Chi sei tu che giudichi?

Commento di Fra Marcello Buscemi e Suor Cristiana Scandura

Lunedì della XII settimana del Tempo Ordinario

Letture: 2Re 17,5-8.13-15.18; Sal 59; Mt 7,1-5

Riflessione biblica

“Non giudicate, per non essere giudicati; perché con il giudizio con il quale giudicate sarete giudicati voi e con la misura con la quale misurate sarà misurato a voi” (Mt 7,1-5). Di solito, ci si ferma alla prima parte dell’insegnamento di Gesù: in fondo è meglio astenersi dai giudizi verso gli altri: “Chi sei tu, che giudichi un servo che non è tuo? Stia in piedi o cada, ciò riguarda il suo padrone” (Rom 14,4). Inoltre, invece di giudicare siamo invitati a “convertirci”: “Chiunque tu sia, o uomo che giudichi, non hai alcun motivo di scusa perché, mentre giudichi l’altro, condanni te stesso; tu che giudichi, infatti, fai le medesime cose. Tu che giudichi quelli che commettono tali azioni e intanto le fai tu stesso, pensi forse di sfuggire al giudizio di Dio? O disprezzi la ricchezza della sua bontà, della sua clemenza e della sua magnanimità, senza riconoscere che la bontà di Dio ti spinge alla conversione?” (Rom 2,1.3-4).cuore-indurito-300x200 Chi sei tu che giudichi? Tuttavia, la “conversione del cuore” non sta nel “non giudicare”, ma nel “giudicare con “la giusta misura”, cioè giudicare con misericordia. Gesù non proibisce il giudizio, ma l’uso improprio e cattivo che se ne fa: “Non giudicate secondo le apparenze; giudicate con giusto giudizio!” (Gv 7,24). I nostri giudizi sono sempre limitati: non conosciamo tutta la verità, anzi spesso giudichiamo in base ai pregiudizi nostri o di altri. E meglio astenersi che parlare solo per sentito dire o perché noi la pensiamo diversamente dagli altri. È meglio seguire il consiglio di Gesù: “Con la misura con la quale misurate sarà misurato a voi”. La misura da usare è la misericordia: cioè uno “sguardo puro” che cerca di giudicare favorevolmente il fratello, proiettando in lui l’amore che Dio ha su lui. Ricordiamoci questo santo insegnamento: “Parlate e agite come persone che devono essere giudicate secondo una legge di libertà, perché il giudizio sarà senza misericordia contro chi non avrà avuto misericordia. La misericordia ha sempre la meglio sul giudizio” (Gc 2,12-13). Evitiamo di giudicarci a vicenda: rischiamo di trovarci con una “trave nell’occhio”, che non ci fa vedere i nostri errori e sbagli che commettiamo contro la carità, la quale “tutto scusa, tutto crede, tutto spera, tutto sopporta” (1Cor 13,7

Lettura esistenziale

“Ipocrita! Togli prima la trave dal tuo occhio e allora ci vedrai bene per togliere la pagliuzza dell’occhio del tuo fratello” (Mt 7, 5). La trave che impedisce di vedere bene è la superbia che ci fa ritenere migliori e più giusti degli altri e fa scattare in noi il giudizio di condanna e di biasimo per l’operato altrui. Per togliere invece la pagliuzza dall’occhio del fratello bisogna prima di tutto essere umili e misericordiosi, consapevoli che anche noi commettiamo le stesse o simili colpe che riscontriamo negli altri. Il fratello infatti ci fa da specchio. Col prossimo dobbiamo usare la stessa misericordia che vorremmo fosse usata a noi se ci trovassimo in un caso simile.

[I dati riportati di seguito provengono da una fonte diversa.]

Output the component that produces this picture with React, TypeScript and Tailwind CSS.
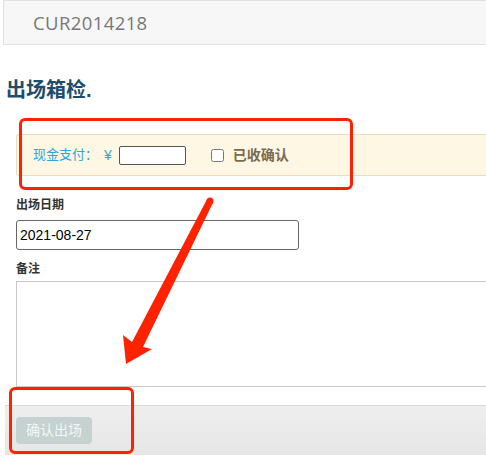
import React from 'react';

const font = { fontFamily: '"Liberation Sans", "Noto Sans CJK SC", sans-serif' };

export default function App() {
  return (
    <div className="relative w-[486px] h-[464px] overflow-hidden bg-white" style={font}>
      {/* Header */}
      <div className="ml-[3px] h-[45px] border-l border-t border-b border-[#e2e2e2] bg-[#f7f7f7] pl-[29px] flex items-center">
        <span className="text-[18.5px] text-[#787878] tracking-[0.4px]" style={{ fontFamily: '"Open Sans", sans-serif' }}>
          CUR2014218
        </span>
      </div>

      {/* Title */}
      <h1 className="mt-[34px] ml-[6px] text-[20px] leading-[22px] font-bold text-[#1d4d6b]">出场箱检.</h1>

      {/* Payment bar */}
      <div className="mt-[33px] ml-4 h-[42px] rounded-l-[3px] border border-r-0 border-[#eadfb8] bg-[#fdf7e3] pl-4 flex items-center">
        <span className="text-[13px] text-[#2ea5df]">现金支付</span>
        <span className="inline-block w-[13px] text-[13px] text-[#2ea5df]">：</span>
        <span className="ml-[6px] text-[14px] text-[#2ea5df]">¥</span>
        <input className="ml-[7px] w-[67px] h-[19px] rounded-[2px] border border-[#555] bg-white" />
        <input type="checkbox" className="ml-[25px] w-[13px] h-[13px]" />
        <span className="ml-[9px] text-[14px] font-bold text-[#7b6a50]">已收确认</span>
      </div>

      {/* Date */}
      <div className="mt-[22px] ml-4 text-[12px] leading-[14px] font-bold text-[#333]">出场日期</div>
      <input
        defaultValue="2021-08-27"
        className="mt-[8px] ml-4 block w-[283px] h-[30px] rounded-[3px] border border-[#666] px-[3px] text-[14px] text-black"
      />

      {/* Remark */}
      <div className="mt-[12px] ml-4 text-[12px] leading-[14px] font-bold text-[#333]">备注</div>
      <textarea className="mt-[5px] ml-4 block w-[480px] h-[106px] border border-[#c8c8c8] resize-none" />

      {/* Footer */}
      <div className="mt-[18px] ml-[5px] h-[50px] border-t border-[#d9d9d9] bg-gradient-to-b from-[#eeeeee] to-[#e6e6e6] pl-[11px] pt-[11px]">
        <button className="w-[76px] h-[27px] rounded-[4px] bg-[#c6d2cf] text-[14px] text-[#f4f6f6]">确认出场</button>
      </div>

      {/* Annotation boxes */}
      <div className="absolute left-[19px] top-[118px] w-[334px] h-[72px] rounded-[6px] border-[3px] border-[#ff2200]" />
      <div className="absolute left-[9px] top-[387px] w-[125px] h-[67px] rounded-[6px] border-[3px] border-[#ff2200]" />

      {/* Arrow */}
      <svg className="absolute left-0 top-0" width="486" height="464" viewBox="0 0 486 464">
        <circle cx="210" cy="201" r="3.5" fill="#ff2200" />
        <polygon
          points="213.1,202.6 143,347 152,349 126,364 123,335 132,342 206.9,199.4"
          fill="#ff2200"
        />
      </svg>
    </div>
  );
}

Si racconta di S. Gabriele dell’Addolorata che, giunto sul finire della sua breve vita, mostrava tanta serenità e allegria da stupire gli astanti che gli chiesero da dove gli venisse tanta gioia, ed egli rispose che, nella sua vita, si era sforzato di non giudicare mai nessuno e che, per questo, ora non temeva il giudizio di Dio.

È giusto che facciamo discernimento sui fatti, distinguendo il bene dal male, per seguire l’uno e rigettare l’altro, ciò che non dobbiamo fare è giudicare la persona, perché solo Dio conosce il cuore dell’uomo e pertanto solo a Lui compete il giudizio.